Some of the new shops grew from friendships forged at the bargaining table, in the market and even in court during complex restructurings that dragged on for years.

After taking a gardening leave from Satellite Capital, where he ran the distressed investment desk, David Ford is teaming up with David Sabath, the former head of credit proprietary trading at JPMorgan. Stephen Blauner, a former partner in Milbank Tweed Hadley & McCloy's bankruptcy practice, will serve as chief operating officer for the pair's new distressed and event-driven fund, Latigo Partners.

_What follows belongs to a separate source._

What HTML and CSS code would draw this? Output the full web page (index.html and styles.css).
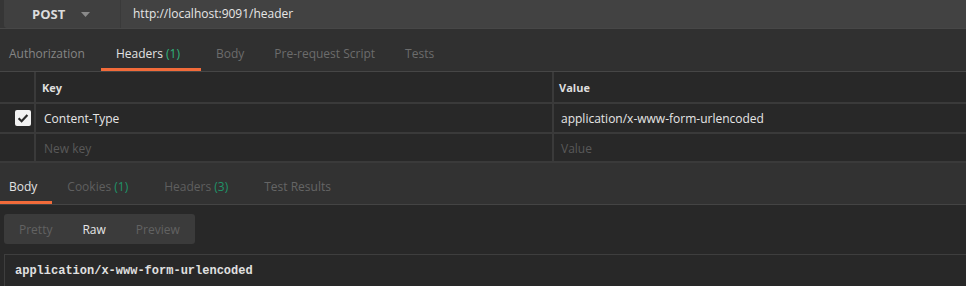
FILE: index.html
```html
<!DOCTYPE html>
<html>
<head>
<meta charset="utf-8">
<link rel="stylesheet" href="styles.css">
</head>
<body>
<div class="topbar">
  <div class="method">
    <span class="method-name">POST</span>
    <svg class="caret" width="9" height="5" viewBox="0 0 9 5"><path d="M0 0h9L4.5 5z" fill="#8a8a8a"/></svg>
  </div>
  <div class="url">http://localhost:9091/header</div>
</div>

<div class="tabs req-tabs">
  <div class="tab tab-light">Authorization</div>
  <div class="tab active has-count">Headers <span class="count">(1)</span></div>
  <div class="tab">Body</div>
  <div class="tab">Pre-request Script</div>
  <div class="tab">Tests</div>
</div>

<div class="table">
  <div class="row head">
    <div class="cell c-check"></div>
    <div class="cell c-key">Key</div>
    <div class="cell c-val">Value</div>
  </div>
  <div class="row r1">
    <div class="cell c-check">
      <span class="checkbox">
        <svg width="16" height="16" viewBox="0 0 16 16"><path d="M3.6 8.2l3 3 5.8-6.2" fill="none" stroke="#2a2a2a" stroke-width="2.2"/></svg>
      </span>
    </div>
    <div class="cell c-key">Content-Type</div>
    <div class="cell c-val">application/x-www-form-urlencoded</div>
  </div>
  <div class="row r2">
    <div class="cell c-check"></div>
    <div class="cell c-key placeholder">New key</div>
    <div class="cell c-val placeholder">Value</div>
  </div>
</div>

<div class="tabs res-tabs">
  <div class="tab active first">Body</div>
  <div class="tab has-count">Cookies <span class="count dim">(1)</span></div>
  <div class="tab has-count">Headers <span class="count dim">(3)</span></div>
  <div class="tab">Test Results</div>
</div>

<div class="response">
  <div class="toggle">
    <span class="opt">Pretty</span>
    <span class="opt on">Raw</span>
    <span class="opt">Preview</span>
  </div>
  <div class="raw">application/x-www-form-urlencoded</div>
</div>
</body>
</html>
```

FILE: styles.css
```css
html, body {
  margin: 0;
  padding: 0;
  background: #282828;
  font-family: "Open Sans", "Liberation Sans", sans-serif;
  font-size: 12px;
  overflow: hidden;
}

.topbar {
  height: 28px;
  display: flex;
  background: #363636;
  padding-left: 4px;
  border-bottom: 1px solid #474747;
  box-sizing: content-box;
}

.method {
  width: 116px;
  background: #404040;
  border-bottom-left-radius: 3px;
  display: flex;
  align-items: center;
  padding-left: 28px;
  box-sizing: border-box;
}

.method-name {
  color: #dcdcdc;
  font-weight: 700;
  font-size: 13px;
}

.caret {
  margin-left: 16px;
  margin-top: 1px;
}

.url {
  flex: 1;
  background: #424242;
  border-left: 1px solid #3a3a3a;
  color: #e6e6e6;
  display: flex;
  align-items: center;
  padding-left: 12px;
  padding-bottom: 2px;
}

.tabs {
  display: flex;
  background: #303030;
  border-bottom: 1px solid #464646;
}

.req-tabs {
  height: 42px;
}

.tab {
  display: flex;
  align-items: center;
  padding: 9px 15px 0;
  color: #6c6c6c;
  border-bottom: 3px solid transparent;
  white-space: pre;
}

.tab.has-count {
  padding-right: 21px;
}

.req-tabs .tab:first-child {
  padding-left: 9px;
  padding-right: 16px;
}

.tab-light {
  color: #858585;
}

.tab.active {
  color: #e2e2e2;
  border-bottom-color: #f26b3a;
}

.count {
  color: #2fb47c;
}

.count.dim {
  color: #1f9469;
}

.table .row {
  display: flex;
  border-bottom: 2px solid #3a3a3a;
}

.row.head { height: 30px; }
.row.r1 { height: 28px; }
.row.r2 { height: 27px; }

.cell {
  display: flex;
  align-items: center;
  color: #e6e6e6;
  box-sizing: border-box;
}

.c-check {
  width: 36px;
  border-right: 2px solid #3a3a3a;
  justify-content: flex-end;
  padding-right: 3px;
  flex: none;
}

.c-key {
  width: 518px;
  border-right: 2px solid #3a3a3a;
  padding-left: 8px;
  flex: none;
}

.c-val {
  flex: 1;
  padding-left: 7px;
}

.head .cell {
  font-size: 11px;
  font-weight: 700;
  color: #dedede;
  padding-top: 1px;
}

.head .c-key { padding-left: 6px; }
.head .c-val { padding-left: 5px; }

.r1 .c-key { padding-top: 1px; }
.r1 .c-val { padding-top: 1px; }

.placeholder {
  color: #595959;
  padding-top: 1px;
}

.checkbox {
  width: 16px;
  height: 16px;
  background: #f2f2f2;
  border-radius: 2px;
  display: block;
}

.checkbox svg { display: block; }

.res-tabs {
  height: 41px;
  background: #323232;
  border-bottom: 1px solid #444;
}

.res-tabs .tab {
  padding-top: 8px;
  color: #5f5f5f;
}

.res-tabs .tab.has-count {
  padding-right: 21px;
}

.res-tabs .tab.first {
  padding-left: 9px;
  padding-right: 15px;
  color: #e2e2e2;
}

.res-tabs .tab:nth-child(4) {
  color: #656565;
}

.response {
  padding-top: 9px;
}

.toggle {
  margin-left: 4px;
  width: 191px;
  height: 30px;
  background: #3b3b3b;
  border-radius: 3px;
  display: flex;
  align-items: center;
  box-sizing: border-box;
  padding-left: 15px;
}

.opt {
  color: #626262;
}

.opt:nth-child(1) { margin-right: 30px; }
.opt:nth-child(2) { margin-right: 30px; }

.opt.on {
  color: #e6e6e6;
}

.raw {
  margin-top: 10px;
  margin-left: 4px;
  border-top: 1px solid #3e3e3e;
  border-left: 1px solid #3e3e3e;
  height: 40px;
  padding: 9px 0 0 10px;
  box-sizing: border-box;
  font-family: "Liberation Mono", "DejaVu Sans Mono", monospace;
  font-size: 12px;
  font-weight: 700;
  color: #e0e0e0;
}
```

The decision to go into business for themselves follows years of talk about the idea and numerous workouts they tackled together. "Without intending to be comprehensive, all three of us have worked on Owens Corning"-still in bankruptcy after four years-as well as Mirant Corp., working on its third year in Chapter 11, Sabath says. He and Ford also worked on Toys "R" Us Inc., which was recently purchased by private equity investors.

Mark May, a former partner at Sagamore Hill Capital, helped build the fund's assets under management to $2.8 billion from $50 million. Early this year, May cast off to launch Azura Capital with Eagle Rock's Lupoff. Mark Luongo, who worked for four years at George Soros's Quantum Fund as comptroller, will serve as chief financial officer at Azura.

Sagamore's managing partner, Steven Bloom, and then-investor relations manager Gabby Bockhaus introduced Lupoff to May in 2003. Shortly thereafter, the two collaborated in the brawl-cum-restructuring of Mexican telecom Alestra. Through the course of subsequent investments, they mulled starting their own event-driven, multistrategy shop that would allow them to create equity without the cult of personality that characterizes many vulture funds.

In January 2004, Bloom-one of three investment partners with May and Scott Roth-exercised his right to change the management agreement with the other two. Roth decamped immediately while May, who had longer tenure at the fund, cast off last June and began working on Azura Capital earlier this year, once his noncompete had expired.